• The data:
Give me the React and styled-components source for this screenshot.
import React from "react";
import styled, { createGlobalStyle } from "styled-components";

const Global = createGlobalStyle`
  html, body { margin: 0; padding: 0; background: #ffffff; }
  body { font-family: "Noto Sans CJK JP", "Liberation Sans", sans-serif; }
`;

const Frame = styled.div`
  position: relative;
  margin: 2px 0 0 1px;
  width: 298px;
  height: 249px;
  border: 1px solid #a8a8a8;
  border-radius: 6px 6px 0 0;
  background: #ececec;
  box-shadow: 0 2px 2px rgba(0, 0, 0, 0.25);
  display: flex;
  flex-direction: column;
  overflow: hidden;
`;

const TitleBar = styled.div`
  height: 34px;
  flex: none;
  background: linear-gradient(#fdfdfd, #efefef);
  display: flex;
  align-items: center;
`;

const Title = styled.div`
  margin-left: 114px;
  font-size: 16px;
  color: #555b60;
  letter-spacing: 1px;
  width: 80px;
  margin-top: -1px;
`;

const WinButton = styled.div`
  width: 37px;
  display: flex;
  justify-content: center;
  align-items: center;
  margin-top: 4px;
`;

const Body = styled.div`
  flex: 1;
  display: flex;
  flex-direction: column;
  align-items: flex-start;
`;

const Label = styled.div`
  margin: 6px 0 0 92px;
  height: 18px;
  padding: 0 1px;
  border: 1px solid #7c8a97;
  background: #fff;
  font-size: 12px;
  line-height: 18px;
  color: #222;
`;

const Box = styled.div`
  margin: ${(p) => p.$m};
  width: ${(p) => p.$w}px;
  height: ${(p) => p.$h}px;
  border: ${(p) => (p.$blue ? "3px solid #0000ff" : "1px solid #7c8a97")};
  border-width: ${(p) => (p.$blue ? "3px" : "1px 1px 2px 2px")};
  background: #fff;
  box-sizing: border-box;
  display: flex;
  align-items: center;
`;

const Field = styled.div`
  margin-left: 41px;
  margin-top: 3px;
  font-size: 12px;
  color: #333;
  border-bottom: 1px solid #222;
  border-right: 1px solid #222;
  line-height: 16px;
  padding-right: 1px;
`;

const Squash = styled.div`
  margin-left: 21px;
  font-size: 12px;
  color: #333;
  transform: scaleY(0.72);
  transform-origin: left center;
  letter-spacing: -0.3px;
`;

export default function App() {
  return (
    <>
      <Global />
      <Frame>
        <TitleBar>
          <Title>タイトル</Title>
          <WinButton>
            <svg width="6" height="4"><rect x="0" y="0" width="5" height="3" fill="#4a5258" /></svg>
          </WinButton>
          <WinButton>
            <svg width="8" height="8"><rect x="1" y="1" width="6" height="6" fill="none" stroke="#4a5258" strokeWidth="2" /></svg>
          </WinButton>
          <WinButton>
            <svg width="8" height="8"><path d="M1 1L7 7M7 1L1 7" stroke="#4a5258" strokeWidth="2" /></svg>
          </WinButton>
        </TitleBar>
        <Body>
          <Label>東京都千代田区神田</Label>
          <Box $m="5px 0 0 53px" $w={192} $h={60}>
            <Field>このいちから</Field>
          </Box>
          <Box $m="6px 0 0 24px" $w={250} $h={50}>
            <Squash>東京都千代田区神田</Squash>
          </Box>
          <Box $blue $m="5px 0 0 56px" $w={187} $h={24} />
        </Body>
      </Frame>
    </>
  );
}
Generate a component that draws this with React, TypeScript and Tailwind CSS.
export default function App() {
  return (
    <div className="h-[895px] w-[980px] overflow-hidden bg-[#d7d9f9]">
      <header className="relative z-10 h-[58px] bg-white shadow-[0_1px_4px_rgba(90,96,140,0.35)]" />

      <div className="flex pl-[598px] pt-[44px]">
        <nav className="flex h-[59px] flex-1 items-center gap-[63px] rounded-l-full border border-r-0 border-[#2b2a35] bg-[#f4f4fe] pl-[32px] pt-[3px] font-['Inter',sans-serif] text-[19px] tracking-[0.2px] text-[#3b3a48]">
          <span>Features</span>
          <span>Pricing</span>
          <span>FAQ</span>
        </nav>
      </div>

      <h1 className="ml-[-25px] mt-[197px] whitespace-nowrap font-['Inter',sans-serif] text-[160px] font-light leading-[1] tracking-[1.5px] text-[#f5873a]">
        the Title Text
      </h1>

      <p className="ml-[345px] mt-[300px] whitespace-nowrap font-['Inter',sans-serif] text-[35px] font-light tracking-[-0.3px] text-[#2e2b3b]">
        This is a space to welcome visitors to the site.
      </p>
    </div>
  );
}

• Task:
Transcribe the full listing above without leaving anything out.

• Reply:
Give me the React and styled-components source for this screenshot.
import React from "react";
import styled, { createGlobalStyle } from "styled-components";

const Global = createGlobalStyle`
  html, body { margin: 0; padding: 0; background: #ffffff; }
  body { font-family: "Noto Sans CJK JP", "Liberation Sans", sans-serif; }
`;

const Frame = styled.div`
  position: relative;
  margin: 2px 0 0 1px;
  width: 298px;
  height: 249px;
  border: 1px solid #a8a8a8;
  border-radius: 6px 6px 0 0;
  background: #ececec;
  box-shadow: 0 2px 2px rgba(0, 0, 0, 0.25);
  display: flex;
  flex-direction: column;
  overflow: hidden;
`;

const TitleBar = styled.div`
  height: 34px;
  flex: none;
  background: linear-gradient(#fdfdfd, #efefef);
  display: flex;
  align-items: center;
`;

const Title = styled.div`
  margin-left: 114px;
  font-size: 16px;
  color: #555b60;
  letter-spacing: 1px;
  width: 80px;
  margin-top: -1px;
`;

const WinButton = styled.div`
  width: 37px;
  display: flex;
  justify-content: center;
  align-items: center;
  margin-top: 4px;
`;

const Body = styled.div`
  flex: 1;
  display: flex;
  flex-direction: column;
  align-items: flex-start;
`;

const Label = styled.div`
  margin: 6px 0 0 92px;
  height: 18px;
  padding: 0 1px;
  border: 1px solid #7c8a97;
  background: #fff;
  font-size: 12px;
  line-height: 18px;
  color: #222;
`;

const Box = styled.div`
  margin: ${(p) => p.$m};
  width: ${(p) => p.$w}px;
  height: ${(p) => p.$h}px;
  border: ${(p) => (p.$blue ? "3px solid #0000ff" : "1px solid #7c8a97")};
  border-width: ${(p) => (p.$blue ? "3px" : "1px 1px 2px 2px")};
  background: #fff;
  box-sizing: border-box;
  display: flex;
  align-items: center;
`;

const Field = styled.div`
  margin-left: 41px;
  margin-top: 3px;
  font-size: 12px;
  color: #333;
  border-bottom: 1px solid #222;
  border-right: 1px solid #222;
  line-height: 16px;
  padding-right: 1px;
`;

const Squash = styled.div`
  margin-left: 21px;
  font-size: 12px;
  color: #333;
  transform: scaleY(0.72);
  transform-origin: left center;
  letter-spacing: -0.3px;
`;

export default function App() {
  return (
    <>
      <Global />
      <Frame>
        <TitleBar>
          <Title>タイトル</Title>
          <WinButton>
            <svg width="6" height="4"><rect x="0" y="0" width="5" height="3" fill="#4a5258" /></svg>
          </WinButton>
          <WinButton>
            <svg width="8" height="8"><rect x="1" y="1" width="6" height="6" fill="none" stroke="#4a5258" strokeWidth="2" /></svg>
          </WinButton>
          <WinButton>
            <svg width="8" height="8"><path d="M1 1L7 7M7 1L1 7" stroke="#4a5258" strokeWidth="2" /></svg>
          </WinButton>
        </TitleBar>
        <Body>
          <Label>東京都千代田区神田</Label>
          <Box $m="5px 0 0 53px" $w={192} $h={60}>
            <Field>このいちから</Field>
          </Box>
          <Box $m="6px 0 0 24px" $w={250} $h={50}>
            <Squash>東京都千代田区神田</Squash>
          </Box>
          <Box $blue $m="5px 0 0 56px" $w={187} $h={24} />
        </Body>
      </Frame>
    </>
  );
}
Generate a component that draws this with React, TypeScript and Tailwind CSS.
export default function App() {
  return (
    <div className="h-[895px] w-[980px] overflow-hidden bg-[#d7d9f9]">
      <header className="relative z-10 h-[58px] bg-white shadow-[0_1px_4px_rgba(90,96,140,0.35)]" />

      <div className="flex pl-[598px] pt-[44px]">
        <nav className="flex h-[59px] flex-1 items-center gap-[63px] rounded-l-full border border-r-0 border-[#2b2a35] bg-[#f4f4fe] pl-[32px] pt-[3px] font-['Inter',sans-serif] text-[19px] tracking-[0.2px] text-[#3b3a48]">
          <span>Features</span>
          <span>Pricing</span>
          <span>FAQ</span>
        </nav>
      </div>

      <h1 className="ml-[-25px] mt-[197px] whitespace-nowrap font-['Inter',sans-serif] text-[160px] font-light leading-[1] tracking-[1.5px] text-[#f5873a]">
        the Title Text
      </h1>

      <p className="ml-[345px] mt-[300px] whitespace-nowrap font-['Inter',sans-serif] text-[35px] font-light tracking-[-0.3px] text-[#2e2b3b]">
        This is a space to welcome visitors to the site.
      </p>
    </div>
  );
}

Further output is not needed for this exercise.